**TASK STATEMENT**
Transcribe the listing verbatim. Do not carry over any pictures.

**SUPPLIED MATERIAL**
-=-=-=-=-
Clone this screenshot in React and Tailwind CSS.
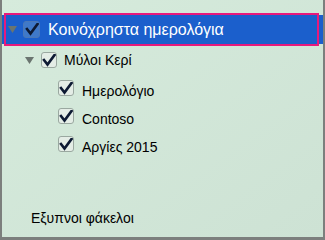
function Check({ selected }) {
  return (
    <span
      className={
        selected
          ? "flex h-[17px] w-[17px] items-center justify-center rounded-[3px] border border-[#4a78b8] bg-[#3f79c9]"
          : "flex h-[16px] w-[16px] items-center justify-center rounded-[3px] border border-[#9aa8a0] bg-[#e4ede6]"
      }
    >
      <svg width="14" height="13" viewBox="0 0 14 13" fill="none">
        <path d="M2 6 L5.5 10.5 L12.5 1" stroke="#0d1a33" strokeWidth="2.6" strokeLinecap="square" />
      </svg>
    </span>
  );
}

function Arrow() {
  return (
    <svg width="9" height="7" viewBox="0 0 9 7">
      <path d="M0 0 H9 L4.5 7 Z" fill="#6b7570" />
    </svg>
  );
}

export default function App() {
  return (
    <div
      className="h-[240px] w-[325px] overflow-hidden border-x-2 border-b-[3px] border-[#7c7f7d] bg-gradient-to-br from-[#d6ebdc] to-[#cde2d4] text-black"
      style={{ fontFamily: '"Liberation Sans", Arial, sans-serif' }}
    >
      <div className="pt-[15px]">
        <div className="relative flex h-[29px] items-center bg-[#1b5fcc] pl-[6px]">
          <div className="pointer-events-none absolute left-[2px] right-[4px] top-[-2px] bottom-[-2px] border-2 border-[#e8197c]" />
          <Arrow />
          <span className="ml-[6px]"><Check selected /></span>
          <span className="ml-[8px] text-[16px] text-white">Κοινόχρηστα ημερολόγια</span>
        </div>

        <div className="mt-[2px] flex flex-col">
          <div className="flex h-[28px] items-center pl-[23px]">
            <Arrow />
            <span className="ml-[7px]"><Check /></span>
            <span className="ml-[7px] text-[14px]">Μύλοι Κερί</span>
          </div>
          <div className="flex h-[28px] items-center pl-[56px]">
            <Check />
            <span className="ml-[8px] mt-[6px] text-[14px]">Ημερολόγιο</span>
          </div>
          <div className="flex h-[28px] items-center pl-[56px]">
            <Check />
            <span className="ml-[8px] mt-[6px] text-[14px]">Contoso</span>
          </div>
          <div className="flex h-[28px] items-center pl-[56px]">
            <Check />
            <span className="ml-[8px] mt-[6px] text-[14px]">Αργίες 2015</span>
          </div>
        </div>

        <div className="mt-[50px] pl-[29px] text-[14px]">Εξυπνοι φάκελοι</div>
      </div>
    </div>
  );
}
-=-=-=-=-
**EXPECTED ANSWER**
Clone this screenshot in React and Tailwind CSS.
function Check({ selected }) {
  return (
    <span
      className={
        selected
          ? "flex h-[17px] w-[17px] items-center justify-center rounded-[3px] border border-[#4a78b8] bg-[#3f79c9]"
          : "flex h-[16px] w-[16px] items-center justify-center rounded-[3px] border border-[#9aa8a0] bg-[#e4ede6]"
      }
    >
      <svg width="14" height="13" viewBox="0 0 14 13" fill="none">
        <path d="M2 6 L5.5 10.5 L12.5 1" stroke="#0d1a33" strokeWidth="2.6" strokeLinecap="square" />
      </svg>
    </span>
  );
}

function Arrow() {
  return (
    <svg width="9" height="7" viewBox="0 0 9 7">
      <path d="M0 0 H9 L4.5 7 Z" fill="#6b7570" />
    </svg>
  );
}

export default function App() {
  return (
    <div
      className="h-[240px] w-[325px] overflow-hidden border-x-2 border-b-[3px] border-[#7c7f7d] bg-gradient-to-br from-[#d6ebdc] to-[#cde2d4] text-black"
      style={{ fontFamily: '"Liberation Sans", Arial, sans-serif' }}
    >
      <div className="pt-[15px]">
        <div className="relative flex h-[29px] items-center bg-[#1b5fcc] pl-[6px]">
          <div className="pointer-events-none absolute left-[2px] right-[4px] top-[-2px] bottom-[-2px] border-2 border-[#e8197c]" />
          <Arrow />
          <span className="ml-[6px]"><Check selected /></span>
          <span className="ml-[8px] text-[16px] text-white">Κοινόχρηστα ημερολόγια</span>
        </div>

        <div className="mt-[2px] flex flex-col">
          <div className="flex h-[28px] items-center pl-[23px]">
            <Arrow />
            <span className="ml-[7px]"><Check /></span>
            <span className="ml-[7px] text-[14px]">Μύλοι Κερί</span>
          </div>
          <div className="flex h-[28px] items-center pl-[56px]">
            <Check />
            <span className="ml-[8px] mt-[6px] text-[14px]">Ημερολόγιο</span>
          </div>
          <div className="flex h-[28px] items-center pl-[56px]">
            <Check />
            <span className="ml-[8px] mt-[6px] text-[14px]">Contoso</span>
          </div>
          <div className="flex h-[28px] items-center pl-[56px]">
            <Check />
            <span className="ml-[8px] mt-[6px] text-[14px]">Αργίες 2015</span>
          </div>
        </div>

        <div className="mt-[50px] pl-[29px] text-[14px]">Εξυπνοι φάκελοι</div>
      </div>
    </div>
  );
}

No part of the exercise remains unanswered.